Required task: Retype the listing below line for line, but only from the line with "Convert this screenshot" down to the line with "const [gender, setGender]", inclusive. Pictures stay out.

Dataset:
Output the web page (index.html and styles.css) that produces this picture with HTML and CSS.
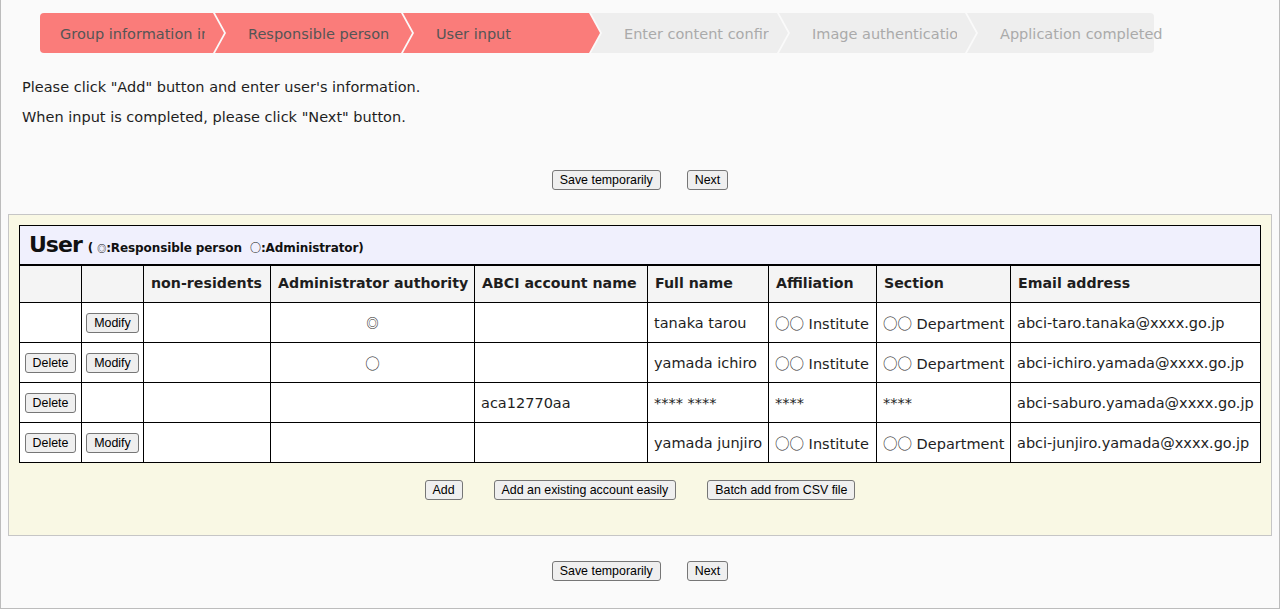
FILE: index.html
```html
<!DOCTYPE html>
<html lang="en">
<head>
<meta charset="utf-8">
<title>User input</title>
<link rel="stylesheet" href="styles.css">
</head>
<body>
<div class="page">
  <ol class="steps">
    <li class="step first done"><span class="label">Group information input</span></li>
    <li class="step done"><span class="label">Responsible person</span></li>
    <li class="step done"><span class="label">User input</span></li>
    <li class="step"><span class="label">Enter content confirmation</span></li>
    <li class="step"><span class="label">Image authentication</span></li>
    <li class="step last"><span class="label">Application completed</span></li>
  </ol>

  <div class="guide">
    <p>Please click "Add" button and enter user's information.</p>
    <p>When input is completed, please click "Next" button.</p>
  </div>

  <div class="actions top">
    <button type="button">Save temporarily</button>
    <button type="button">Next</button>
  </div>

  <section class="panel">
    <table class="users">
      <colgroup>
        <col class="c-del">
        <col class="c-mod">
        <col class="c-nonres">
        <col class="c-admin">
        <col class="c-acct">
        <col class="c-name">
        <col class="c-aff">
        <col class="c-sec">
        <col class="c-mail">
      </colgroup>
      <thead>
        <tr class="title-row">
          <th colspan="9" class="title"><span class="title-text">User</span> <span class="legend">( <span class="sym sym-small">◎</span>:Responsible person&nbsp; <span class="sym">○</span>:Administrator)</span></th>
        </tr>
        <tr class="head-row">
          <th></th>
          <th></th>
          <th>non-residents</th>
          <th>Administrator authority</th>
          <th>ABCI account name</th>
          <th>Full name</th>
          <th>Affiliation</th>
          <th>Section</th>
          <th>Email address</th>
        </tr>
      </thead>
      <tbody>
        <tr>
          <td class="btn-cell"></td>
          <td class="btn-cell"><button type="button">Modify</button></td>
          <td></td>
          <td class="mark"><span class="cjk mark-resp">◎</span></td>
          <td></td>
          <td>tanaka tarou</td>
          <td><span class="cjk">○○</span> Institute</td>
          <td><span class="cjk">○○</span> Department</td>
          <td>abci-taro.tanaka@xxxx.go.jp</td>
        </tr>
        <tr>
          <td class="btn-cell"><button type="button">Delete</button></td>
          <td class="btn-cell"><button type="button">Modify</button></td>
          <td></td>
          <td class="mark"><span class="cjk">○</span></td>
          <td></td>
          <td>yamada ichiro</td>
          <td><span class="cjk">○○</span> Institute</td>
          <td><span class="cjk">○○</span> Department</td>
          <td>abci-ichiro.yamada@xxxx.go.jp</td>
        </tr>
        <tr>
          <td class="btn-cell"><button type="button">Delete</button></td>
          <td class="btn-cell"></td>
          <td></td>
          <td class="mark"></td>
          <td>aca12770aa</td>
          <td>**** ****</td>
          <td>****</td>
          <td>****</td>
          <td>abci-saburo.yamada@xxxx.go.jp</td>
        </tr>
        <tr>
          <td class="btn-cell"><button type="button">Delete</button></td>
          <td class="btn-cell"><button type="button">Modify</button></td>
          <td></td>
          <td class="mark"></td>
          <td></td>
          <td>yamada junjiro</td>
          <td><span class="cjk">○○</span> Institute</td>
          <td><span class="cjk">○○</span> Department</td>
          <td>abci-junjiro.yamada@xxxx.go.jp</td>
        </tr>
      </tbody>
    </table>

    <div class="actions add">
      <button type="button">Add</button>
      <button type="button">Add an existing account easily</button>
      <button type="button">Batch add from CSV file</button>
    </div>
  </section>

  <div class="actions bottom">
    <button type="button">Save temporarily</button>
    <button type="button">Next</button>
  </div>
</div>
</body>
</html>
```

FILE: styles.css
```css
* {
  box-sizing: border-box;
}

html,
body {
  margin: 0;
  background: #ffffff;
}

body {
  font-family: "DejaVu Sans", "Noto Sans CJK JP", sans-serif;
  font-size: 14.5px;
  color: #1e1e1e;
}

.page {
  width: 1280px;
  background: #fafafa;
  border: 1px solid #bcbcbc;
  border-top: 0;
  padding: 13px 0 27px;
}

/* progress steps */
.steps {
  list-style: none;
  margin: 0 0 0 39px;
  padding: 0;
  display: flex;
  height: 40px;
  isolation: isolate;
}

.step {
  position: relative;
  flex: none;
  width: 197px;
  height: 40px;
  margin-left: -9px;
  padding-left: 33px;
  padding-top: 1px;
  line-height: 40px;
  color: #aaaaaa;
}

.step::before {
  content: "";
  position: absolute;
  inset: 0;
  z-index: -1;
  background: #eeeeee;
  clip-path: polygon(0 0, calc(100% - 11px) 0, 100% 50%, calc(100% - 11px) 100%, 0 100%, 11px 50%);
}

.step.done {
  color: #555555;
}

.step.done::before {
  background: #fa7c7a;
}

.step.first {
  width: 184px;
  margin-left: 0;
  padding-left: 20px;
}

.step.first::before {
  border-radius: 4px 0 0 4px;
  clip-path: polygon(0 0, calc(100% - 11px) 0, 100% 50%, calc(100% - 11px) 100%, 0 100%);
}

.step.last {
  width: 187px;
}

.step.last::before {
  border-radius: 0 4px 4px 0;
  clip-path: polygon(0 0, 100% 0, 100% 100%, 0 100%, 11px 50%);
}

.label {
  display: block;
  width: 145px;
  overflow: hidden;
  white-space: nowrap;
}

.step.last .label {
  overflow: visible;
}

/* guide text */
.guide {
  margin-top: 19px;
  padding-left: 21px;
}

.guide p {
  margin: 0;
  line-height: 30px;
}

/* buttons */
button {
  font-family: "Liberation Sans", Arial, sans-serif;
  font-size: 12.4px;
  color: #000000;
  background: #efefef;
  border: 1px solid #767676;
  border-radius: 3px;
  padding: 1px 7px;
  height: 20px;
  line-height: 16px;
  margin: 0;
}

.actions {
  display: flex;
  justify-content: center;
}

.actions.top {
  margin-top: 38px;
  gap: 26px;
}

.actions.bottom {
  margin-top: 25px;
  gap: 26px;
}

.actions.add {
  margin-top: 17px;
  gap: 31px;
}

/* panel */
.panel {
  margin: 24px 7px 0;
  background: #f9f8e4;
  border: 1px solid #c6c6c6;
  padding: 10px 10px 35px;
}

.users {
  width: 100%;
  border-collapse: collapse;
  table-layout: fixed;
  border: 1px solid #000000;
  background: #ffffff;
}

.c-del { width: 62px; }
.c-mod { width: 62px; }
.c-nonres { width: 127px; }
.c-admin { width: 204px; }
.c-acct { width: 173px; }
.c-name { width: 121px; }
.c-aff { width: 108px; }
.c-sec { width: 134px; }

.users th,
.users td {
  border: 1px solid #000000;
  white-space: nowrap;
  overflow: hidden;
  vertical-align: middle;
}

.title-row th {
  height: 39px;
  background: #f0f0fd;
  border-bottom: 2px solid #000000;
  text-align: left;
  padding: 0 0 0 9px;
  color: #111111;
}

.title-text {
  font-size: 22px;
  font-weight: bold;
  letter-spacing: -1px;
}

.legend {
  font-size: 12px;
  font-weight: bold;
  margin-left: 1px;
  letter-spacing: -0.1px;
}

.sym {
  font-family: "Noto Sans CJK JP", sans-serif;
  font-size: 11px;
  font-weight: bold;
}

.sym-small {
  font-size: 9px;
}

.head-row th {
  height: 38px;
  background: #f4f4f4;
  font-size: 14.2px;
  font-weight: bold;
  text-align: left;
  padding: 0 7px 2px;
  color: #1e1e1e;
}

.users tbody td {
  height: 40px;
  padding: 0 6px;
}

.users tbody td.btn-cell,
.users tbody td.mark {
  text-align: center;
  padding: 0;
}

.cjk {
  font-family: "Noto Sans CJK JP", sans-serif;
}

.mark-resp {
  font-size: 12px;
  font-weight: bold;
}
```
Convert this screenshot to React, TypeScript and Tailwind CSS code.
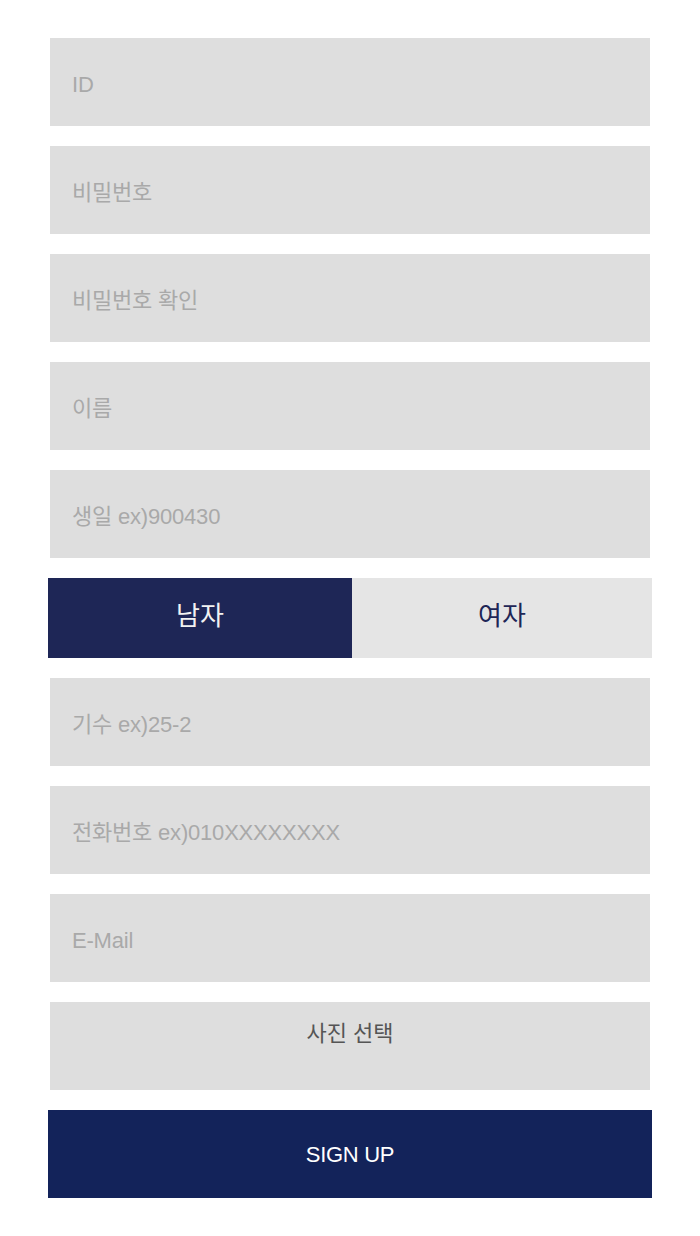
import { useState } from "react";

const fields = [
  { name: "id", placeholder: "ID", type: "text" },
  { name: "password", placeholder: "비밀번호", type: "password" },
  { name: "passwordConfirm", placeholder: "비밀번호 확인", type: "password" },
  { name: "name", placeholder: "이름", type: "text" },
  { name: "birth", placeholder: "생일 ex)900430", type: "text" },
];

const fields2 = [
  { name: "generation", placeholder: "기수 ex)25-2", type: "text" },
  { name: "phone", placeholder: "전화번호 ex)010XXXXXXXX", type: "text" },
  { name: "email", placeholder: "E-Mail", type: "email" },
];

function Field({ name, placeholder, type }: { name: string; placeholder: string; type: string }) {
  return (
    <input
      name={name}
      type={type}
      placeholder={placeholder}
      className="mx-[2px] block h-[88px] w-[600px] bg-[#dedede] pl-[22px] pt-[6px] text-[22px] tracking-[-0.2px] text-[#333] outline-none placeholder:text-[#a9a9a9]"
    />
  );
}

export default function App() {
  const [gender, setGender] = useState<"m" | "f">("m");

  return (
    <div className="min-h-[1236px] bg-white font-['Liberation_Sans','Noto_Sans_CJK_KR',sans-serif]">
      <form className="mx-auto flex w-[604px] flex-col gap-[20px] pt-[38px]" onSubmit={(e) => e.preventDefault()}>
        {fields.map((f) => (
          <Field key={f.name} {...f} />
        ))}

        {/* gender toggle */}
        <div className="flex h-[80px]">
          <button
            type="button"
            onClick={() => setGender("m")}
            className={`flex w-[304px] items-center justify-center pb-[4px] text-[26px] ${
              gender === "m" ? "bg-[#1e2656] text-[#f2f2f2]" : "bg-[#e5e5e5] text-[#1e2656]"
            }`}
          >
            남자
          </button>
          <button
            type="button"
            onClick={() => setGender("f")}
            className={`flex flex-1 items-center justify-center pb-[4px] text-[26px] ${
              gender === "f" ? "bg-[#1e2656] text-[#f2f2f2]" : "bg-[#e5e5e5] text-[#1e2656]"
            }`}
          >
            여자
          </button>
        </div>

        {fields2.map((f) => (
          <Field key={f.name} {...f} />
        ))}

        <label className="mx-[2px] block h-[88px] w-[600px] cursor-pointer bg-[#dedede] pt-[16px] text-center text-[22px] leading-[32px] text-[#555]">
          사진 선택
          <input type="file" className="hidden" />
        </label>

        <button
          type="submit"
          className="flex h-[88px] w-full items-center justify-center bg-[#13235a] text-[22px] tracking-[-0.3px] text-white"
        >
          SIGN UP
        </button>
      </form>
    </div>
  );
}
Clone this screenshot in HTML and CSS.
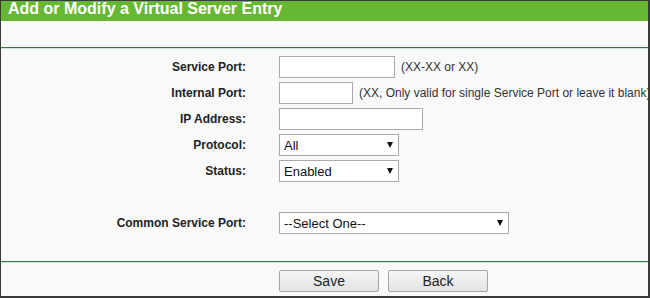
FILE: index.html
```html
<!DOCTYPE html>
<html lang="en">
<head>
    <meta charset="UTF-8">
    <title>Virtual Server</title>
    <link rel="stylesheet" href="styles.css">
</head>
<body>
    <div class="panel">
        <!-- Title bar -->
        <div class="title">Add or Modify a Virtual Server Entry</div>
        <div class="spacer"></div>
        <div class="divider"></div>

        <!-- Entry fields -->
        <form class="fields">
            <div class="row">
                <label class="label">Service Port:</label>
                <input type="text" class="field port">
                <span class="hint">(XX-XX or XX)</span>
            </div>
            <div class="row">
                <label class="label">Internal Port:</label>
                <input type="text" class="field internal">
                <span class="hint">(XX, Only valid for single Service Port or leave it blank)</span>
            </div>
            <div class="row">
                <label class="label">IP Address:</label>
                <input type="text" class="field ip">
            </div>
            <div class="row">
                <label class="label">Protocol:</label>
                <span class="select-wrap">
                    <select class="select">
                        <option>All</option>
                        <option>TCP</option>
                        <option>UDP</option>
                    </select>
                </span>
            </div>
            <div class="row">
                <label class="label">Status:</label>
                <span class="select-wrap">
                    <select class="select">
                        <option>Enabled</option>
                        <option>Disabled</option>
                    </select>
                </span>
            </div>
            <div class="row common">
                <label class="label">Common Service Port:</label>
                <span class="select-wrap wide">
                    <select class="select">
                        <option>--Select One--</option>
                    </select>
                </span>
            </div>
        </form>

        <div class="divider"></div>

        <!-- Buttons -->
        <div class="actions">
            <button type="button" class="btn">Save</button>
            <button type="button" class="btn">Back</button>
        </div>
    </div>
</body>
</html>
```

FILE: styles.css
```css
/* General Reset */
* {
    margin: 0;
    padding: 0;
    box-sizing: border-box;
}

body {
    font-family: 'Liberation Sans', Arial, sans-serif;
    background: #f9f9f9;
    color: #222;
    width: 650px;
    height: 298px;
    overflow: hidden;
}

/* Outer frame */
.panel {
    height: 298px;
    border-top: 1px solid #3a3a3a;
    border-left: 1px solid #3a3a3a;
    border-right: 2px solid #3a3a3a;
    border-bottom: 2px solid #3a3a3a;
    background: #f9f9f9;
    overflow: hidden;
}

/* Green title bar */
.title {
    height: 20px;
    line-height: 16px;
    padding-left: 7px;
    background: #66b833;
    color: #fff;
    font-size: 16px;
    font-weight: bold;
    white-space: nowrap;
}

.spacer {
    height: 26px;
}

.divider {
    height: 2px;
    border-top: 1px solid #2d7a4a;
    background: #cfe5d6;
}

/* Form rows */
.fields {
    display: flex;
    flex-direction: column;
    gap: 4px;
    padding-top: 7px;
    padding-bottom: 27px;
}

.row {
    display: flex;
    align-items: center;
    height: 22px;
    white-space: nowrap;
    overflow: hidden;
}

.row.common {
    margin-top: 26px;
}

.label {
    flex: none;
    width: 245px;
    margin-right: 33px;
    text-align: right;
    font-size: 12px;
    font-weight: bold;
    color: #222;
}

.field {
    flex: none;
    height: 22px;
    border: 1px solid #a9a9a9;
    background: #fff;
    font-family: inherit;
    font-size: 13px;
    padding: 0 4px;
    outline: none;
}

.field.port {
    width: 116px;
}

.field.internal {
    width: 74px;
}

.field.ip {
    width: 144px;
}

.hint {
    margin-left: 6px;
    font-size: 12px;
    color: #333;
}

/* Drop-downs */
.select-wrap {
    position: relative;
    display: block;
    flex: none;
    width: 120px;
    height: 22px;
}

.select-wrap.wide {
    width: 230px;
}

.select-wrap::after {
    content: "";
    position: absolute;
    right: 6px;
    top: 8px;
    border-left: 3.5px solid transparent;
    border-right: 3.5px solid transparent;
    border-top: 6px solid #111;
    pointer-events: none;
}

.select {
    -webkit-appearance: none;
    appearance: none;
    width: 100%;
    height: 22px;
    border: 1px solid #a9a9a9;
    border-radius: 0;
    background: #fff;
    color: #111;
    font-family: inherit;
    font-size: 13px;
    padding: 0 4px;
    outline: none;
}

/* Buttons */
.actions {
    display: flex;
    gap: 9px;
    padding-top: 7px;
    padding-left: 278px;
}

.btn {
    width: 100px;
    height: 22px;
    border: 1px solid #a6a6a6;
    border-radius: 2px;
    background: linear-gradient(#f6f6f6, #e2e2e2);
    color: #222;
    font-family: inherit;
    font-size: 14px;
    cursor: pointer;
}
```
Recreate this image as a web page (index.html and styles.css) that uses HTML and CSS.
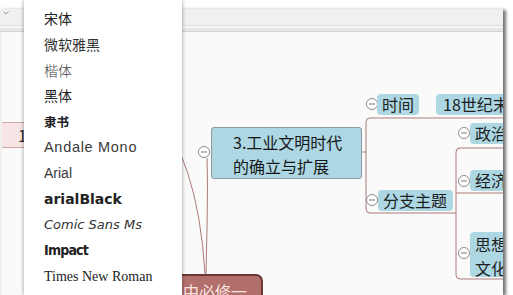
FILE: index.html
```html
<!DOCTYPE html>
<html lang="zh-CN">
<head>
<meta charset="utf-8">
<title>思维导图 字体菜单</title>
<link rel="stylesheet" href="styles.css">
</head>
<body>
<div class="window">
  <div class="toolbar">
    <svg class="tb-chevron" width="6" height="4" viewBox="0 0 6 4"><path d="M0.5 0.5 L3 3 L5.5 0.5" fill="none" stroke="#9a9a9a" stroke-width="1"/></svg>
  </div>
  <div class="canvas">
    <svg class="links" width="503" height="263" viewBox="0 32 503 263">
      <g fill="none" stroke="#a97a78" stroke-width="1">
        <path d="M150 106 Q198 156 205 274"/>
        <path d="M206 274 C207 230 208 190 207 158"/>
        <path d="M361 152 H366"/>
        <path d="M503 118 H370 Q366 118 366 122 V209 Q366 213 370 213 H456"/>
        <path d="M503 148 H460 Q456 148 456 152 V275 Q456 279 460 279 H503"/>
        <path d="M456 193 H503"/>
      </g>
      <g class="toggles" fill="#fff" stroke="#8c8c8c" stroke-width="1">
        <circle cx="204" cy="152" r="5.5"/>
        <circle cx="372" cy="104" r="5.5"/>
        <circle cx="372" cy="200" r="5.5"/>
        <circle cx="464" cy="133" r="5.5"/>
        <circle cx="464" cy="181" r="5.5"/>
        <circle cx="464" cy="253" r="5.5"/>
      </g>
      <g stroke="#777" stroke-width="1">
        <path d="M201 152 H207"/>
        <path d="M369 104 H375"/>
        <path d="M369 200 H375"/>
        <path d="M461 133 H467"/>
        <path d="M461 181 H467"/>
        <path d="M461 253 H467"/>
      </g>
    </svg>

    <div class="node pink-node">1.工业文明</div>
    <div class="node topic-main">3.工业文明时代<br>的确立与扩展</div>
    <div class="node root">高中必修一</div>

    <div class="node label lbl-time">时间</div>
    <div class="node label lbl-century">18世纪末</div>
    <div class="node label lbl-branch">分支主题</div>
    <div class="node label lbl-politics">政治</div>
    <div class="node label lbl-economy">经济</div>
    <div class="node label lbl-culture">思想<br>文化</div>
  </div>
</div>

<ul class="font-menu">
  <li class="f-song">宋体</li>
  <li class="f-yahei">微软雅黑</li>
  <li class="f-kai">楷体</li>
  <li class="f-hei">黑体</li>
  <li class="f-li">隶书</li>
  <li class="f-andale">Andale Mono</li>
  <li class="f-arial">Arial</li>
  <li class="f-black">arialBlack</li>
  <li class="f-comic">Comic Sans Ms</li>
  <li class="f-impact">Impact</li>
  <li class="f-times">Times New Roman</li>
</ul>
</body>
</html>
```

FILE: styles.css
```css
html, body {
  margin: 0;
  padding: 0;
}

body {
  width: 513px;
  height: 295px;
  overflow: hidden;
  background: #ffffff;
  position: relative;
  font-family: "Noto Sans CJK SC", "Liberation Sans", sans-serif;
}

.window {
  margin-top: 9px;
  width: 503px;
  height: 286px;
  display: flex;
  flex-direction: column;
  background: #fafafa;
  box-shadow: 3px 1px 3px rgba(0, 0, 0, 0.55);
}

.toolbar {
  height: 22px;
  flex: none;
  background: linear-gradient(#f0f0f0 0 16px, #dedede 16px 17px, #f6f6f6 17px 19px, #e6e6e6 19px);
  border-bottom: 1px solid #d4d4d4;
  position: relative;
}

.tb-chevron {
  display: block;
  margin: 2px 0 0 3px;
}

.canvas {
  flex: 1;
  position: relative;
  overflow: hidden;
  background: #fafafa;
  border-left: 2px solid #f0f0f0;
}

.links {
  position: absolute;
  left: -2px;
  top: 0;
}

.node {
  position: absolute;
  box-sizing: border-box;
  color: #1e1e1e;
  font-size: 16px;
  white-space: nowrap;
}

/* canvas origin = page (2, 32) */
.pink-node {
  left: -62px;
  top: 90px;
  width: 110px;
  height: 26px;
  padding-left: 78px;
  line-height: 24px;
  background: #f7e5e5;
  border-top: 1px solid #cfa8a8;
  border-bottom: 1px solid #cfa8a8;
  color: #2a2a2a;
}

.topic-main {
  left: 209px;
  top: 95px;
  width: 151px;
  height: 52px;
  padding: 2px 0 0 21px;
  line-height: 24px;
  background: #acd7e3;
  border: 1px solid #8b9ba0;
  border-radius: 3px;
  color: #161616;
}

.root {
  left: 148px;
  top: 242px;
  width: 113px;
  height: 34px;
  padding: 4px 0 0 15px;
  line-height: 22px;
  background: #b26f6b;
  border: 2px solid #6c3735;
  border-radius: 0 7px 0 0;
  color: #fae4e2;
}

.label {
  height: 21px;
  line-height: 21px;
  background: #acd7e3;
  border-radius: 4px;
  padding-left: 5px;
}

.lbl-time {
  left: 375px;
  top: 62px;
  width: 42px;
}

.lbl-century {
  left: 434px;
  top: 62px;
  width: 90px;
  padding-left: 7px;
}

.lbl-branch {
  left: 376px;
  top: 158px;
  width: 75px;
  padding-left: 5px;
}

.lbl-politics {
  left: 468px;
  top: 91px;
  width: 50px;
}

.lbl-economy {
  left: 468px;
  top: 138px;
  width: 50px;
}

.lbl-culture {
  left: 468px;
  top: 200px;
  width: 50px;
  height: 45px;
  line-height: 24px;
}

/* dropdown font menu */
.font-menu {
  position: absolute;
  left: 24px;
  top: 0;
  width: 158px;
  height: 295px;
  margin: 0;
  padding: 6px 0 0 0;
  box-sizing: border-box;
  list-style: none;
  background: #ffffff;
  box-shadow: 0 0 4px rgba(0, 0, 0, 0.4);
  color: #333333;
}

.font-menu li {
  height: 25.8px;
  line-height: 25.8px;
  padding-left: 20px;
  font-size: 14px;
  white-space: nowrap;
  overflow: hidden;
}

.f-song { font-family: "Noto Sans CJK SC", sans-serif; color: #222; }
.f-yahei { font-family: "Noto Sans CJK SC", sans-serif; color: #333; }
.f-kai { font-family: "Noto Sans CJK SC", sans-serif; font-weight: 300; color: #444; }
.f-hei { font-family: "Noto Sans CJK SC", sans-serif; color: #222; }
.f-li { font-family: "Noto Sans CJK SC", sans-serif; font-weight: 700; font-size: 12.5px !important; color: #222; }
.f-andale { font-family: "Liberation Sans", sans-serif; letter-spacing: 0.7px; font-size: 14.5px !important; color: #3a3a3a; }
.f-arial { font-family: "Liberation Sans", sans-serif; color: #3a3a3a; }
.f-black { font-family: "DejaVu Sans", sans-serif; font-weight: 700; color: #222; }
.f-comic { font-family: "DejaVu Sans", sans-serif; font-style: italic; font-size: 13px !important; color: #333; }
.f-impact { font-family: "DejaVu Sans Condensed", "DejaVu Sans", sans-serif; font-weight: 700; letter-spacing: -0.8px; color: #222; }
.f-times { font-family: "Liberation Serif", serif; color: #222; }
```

Written response:
Convert this screenshot to React, TypeScript and Tailwind CSS code.
import { useState } from "react";

const fields = [
  { name: "id", placeholder: "ID", type: "text" },
  { name: "password", placeholder: "비밀번호", type: "password" },
  { name: "passwordConfirm", placeholder: "비밀번호 확인", type: "password" },
  { name: "name", placeholder: "이름", type: "text" },
  { name: "birth", placeholder: "생일 ex)900430", type: "text" },
];

const fields2 = [
  { name: "generation", placeholder: "기수 ex)25-2", type: "text" },
  { name: "phone", placeholder: "전화번호 ex)010XXXXXXXX", type: "text" },
  { name: "email", placeholder: "E-Mail", type: "email" },
];

function Field({ name, placeholder, type }: { name: string; placeholder: string; type: string }) {
  return (
    <input
      name={name}
      type={type}
      placeholder={placeholder}
      className="mx-[2px] block h-[88px] w-[600px] bg-[#dedede] pl-[22px] pt-[6px] text-[22px] tracking-[-0.2px] text-[#333] outline-none placeholder:text-[#a9a9a9]"
    />
  );
}

export default function App() {
  const [gender, setGender] = useState<"m" | "f">("m");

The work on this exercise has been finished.